Friday, November 26, 2004

Indians, not "Native Americans"

I wasn't sure yesterday whether to use the term Indian or Native American. Michelle Malkin didn't get around to blogging until late last night, but her summary of "blogservations" on Thanksgiving included link to Dr. David Yeagley, writing from the Indian point of view.

(...There is no collective name for "Indians" in any tribal language. The modern term Native American, created in the 1970s by leftists, is ambiguous. Most Indian people don't use it - only what I call the 'university tribe,' college-educated Indians led by white radical professors; and the would-be politically correct media. The name we first held, in the white man's eyes, was 'Indian.' That's what we have been since Columbus. That's what our most famous warriors were called. Believe me, Indians prefer the name "Indian." It is historically specific, whatever its origin. The name holds the emotional, psychological associations of the warrior. The Left, of course, wants to remove that. Hey, call me savage!) Link

Yeagley's view seems to me both charitable and patriotic. Here is part of what he wrote.

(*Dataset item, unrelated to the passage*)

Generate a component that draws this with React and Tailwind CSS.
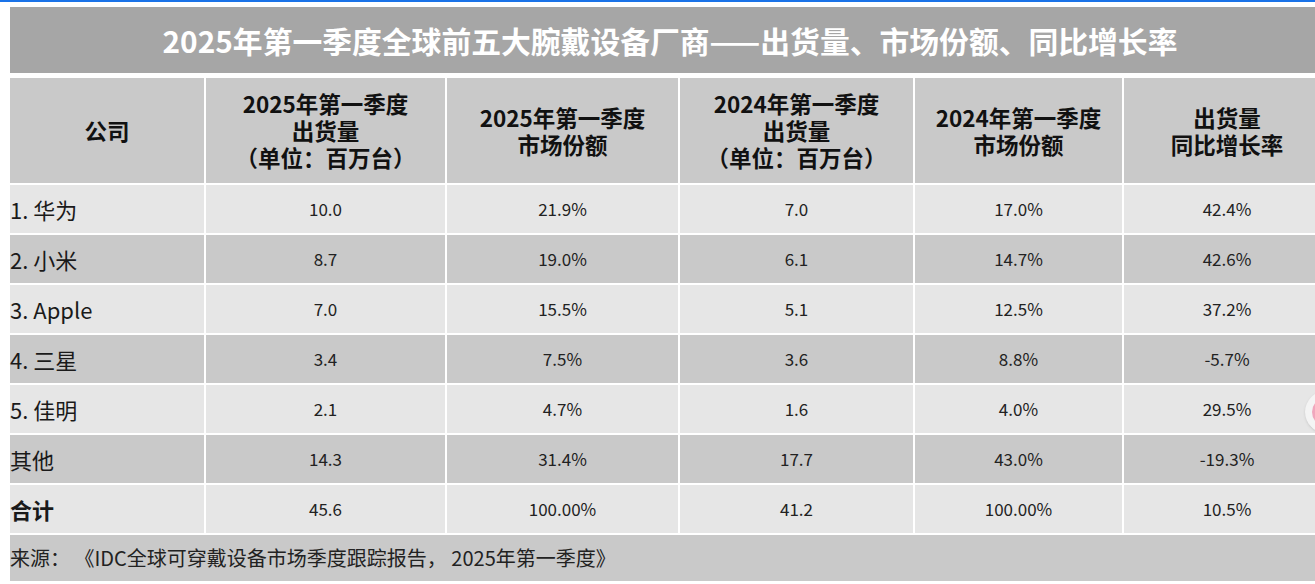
const font = { fontFamily: '"Noto Sans CJK SC", "Noto Sans", sans-serif' };

const headers = [
  ['公司'],
  ['2025年第一季度', '出货量', '（单位：百万台）'],
  ['2025年第一季度', '市场份额'],
  ['2024年第一季度', '出货量', '（单位：百万台）'],
  ['2024年第一季度', '市场份额'],
  ['出货量', '同比增长率'],
];

const rows = [
  ['1. 华为', '10.0', '21.9%', '7.0', '17.0%', '42.4%'],
  ['2. 小米', '8.7', '19.0%', '6.1', '14.7%', '42.6%'],
  ['3. Apple', '7.0', '15.5%', '5.1', '12.5%', '37.2%'],
  ['4. 三星', '3.4', '7.5%', '3.6', '8.8%', '-5.7%'],
  ['5. 佳明', '2.1', '4.7%', '1.6', '4.0%', '29.5%'],
  ['其他', '14.3', '31.4%', '17.7', '43.0%', '-19.3%'],
  ['合计', '45.6', '100.00%', '41.2', '100.00%', '10.5%'],
];

const cols = 'grid grid-cols-[194px_239px_231px_233px_207px_206px] gap-x-[2px]';

export default function App() {
  return (
    <div className="relative w-[1315px] h-[584px] overflow-hidden bg-white text-[#1a1a1a]" style={font}>
      <div className="h-[2px] bg-[#1a73e8]" />
      <div className="w-[1320px] ml-[10px] mt-[5px] flex flex-col">
        <div className="h-[66px] bg-[#a6a6a6] flex items-center justify-center text-white text-[29.8px] font-bold">
          2025年第一季度全球前五大腕戴设备厂商——出货量、市场份额、同比增长率
        </div>
        <div className={`${cols} mt-[5px]`}>
          {headers.map((h, i) => (
            <div key={i} className="h-[105px] bg-[#c9c9c9] flex flex-col items-center justify-center text-[22.5px] font-bold leading-[27px] text-[#111]">
              {h.map((l, j) => (
                <span key={j}>{l}</span>
              ))}
            </div>
          ))}
        </div>
        {rows.map((r, ri) => (
          <div key={ri} className={`${cols} mt-[2px]`}>
            {r.map((c, ci) => (
              <div
                key={ci}
                className={`h-[48px] flex items-center ${ri % 2 === 0 ? 'bg-[#e6e6e6]' : 'bg-[#c9c9c9]'} ${
                  ci === 0 ? `text-[22px] ${ri === 6 ? 'font-bold' : ''}` : 'justify-center text-[17px] text-[#222]'
                }`}
              >
                {c}
              </div>
            ))}
          </div>
        ))}
        <div className="h-[46px] mt-[2px] bg-[#c9c9c9] flex items-center text-[20px] text-[#222]">
          来源： 《IDC全球可穿戴设备市场季度跟踪报告， 2025年第一季度》
        </div>
      </div>
      <div className="absolute left-[1305px] top-[391px] w-[42px] h-[42px] rounded-full bg-[#f4f4f4] flex items-center pl-[7px] shadow-sm">
        <div className="w-[28px] h-[28px] rounded-full bg-[#f0a7bd]" />
      </div>
    </div>
  );
}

White people have to feel like the land is theirs. They grew up here. They've fought and died here.

America! America! God shed His grace on thee And crown thy good with brotherhood, From sea to shining sea.

A wondrous prayer, a triumphant vision for all - including the Indian? But the Indian was trampled under foot. How then shall this historical tragedy be healed?

Only Indians can heal the breach. That is the first thing Indians must understand. Secondly, strength demands we heal it. Fatherhood demands we bless our son, who comes to us for acceptance - even forgiveness.

He just got too big, that's all. This stray child was the seed of giants. We didn't know. He didn't know how to tell us, either. He was just a kid, remember?

We can choose to disown him, but is that truly noble and brave? We don't have to be like him, but we can still bless him. He feels terrible about what happened. Let's not make it impossible for him to repent.

When he was yet a great way off, his father saw him, and had compassion, and...blessed him. Luke 15:20.

And why is it hard for the white man to relate to the Indian?

White people are used to being idolized. The fabulous accomplishments of America mesmerize the world. Every race seems ambitious to imitate the cultural ethos of America.

Yet the Indian desires to remain separate in the very midst of the nation.

I believe this troubles the white man deeply. When Indians remain aloof, the white man feels it because the Indian in his heart still condemns the white man. This is unbearably painful.

But the white man need not feel this. He simply needs to understand that the Indian is content with being Indian. The Indian loves being Indian. The white man must simply allow the Indian this freedom.

It is not [meant] as an insult. This is a man to man thing. Let whites be white and Indians be Indian.

The white man would best honor himself in conceding Indianness to the Indian, without protest, or self-condemnation.

The white man hasn't quite grown up on this point. The Indian must patiently lift him up to full psycho-sociological independence.

Dr. Yeagley has a blog aimed for "American Indian Patriots" called Bad The day before Thanksgiving he posted his views and got beat up in some of the comments. He is not someome to be intimidated, it seems. He said what he had to say anyway. If that's not being charitable, I don't know what is.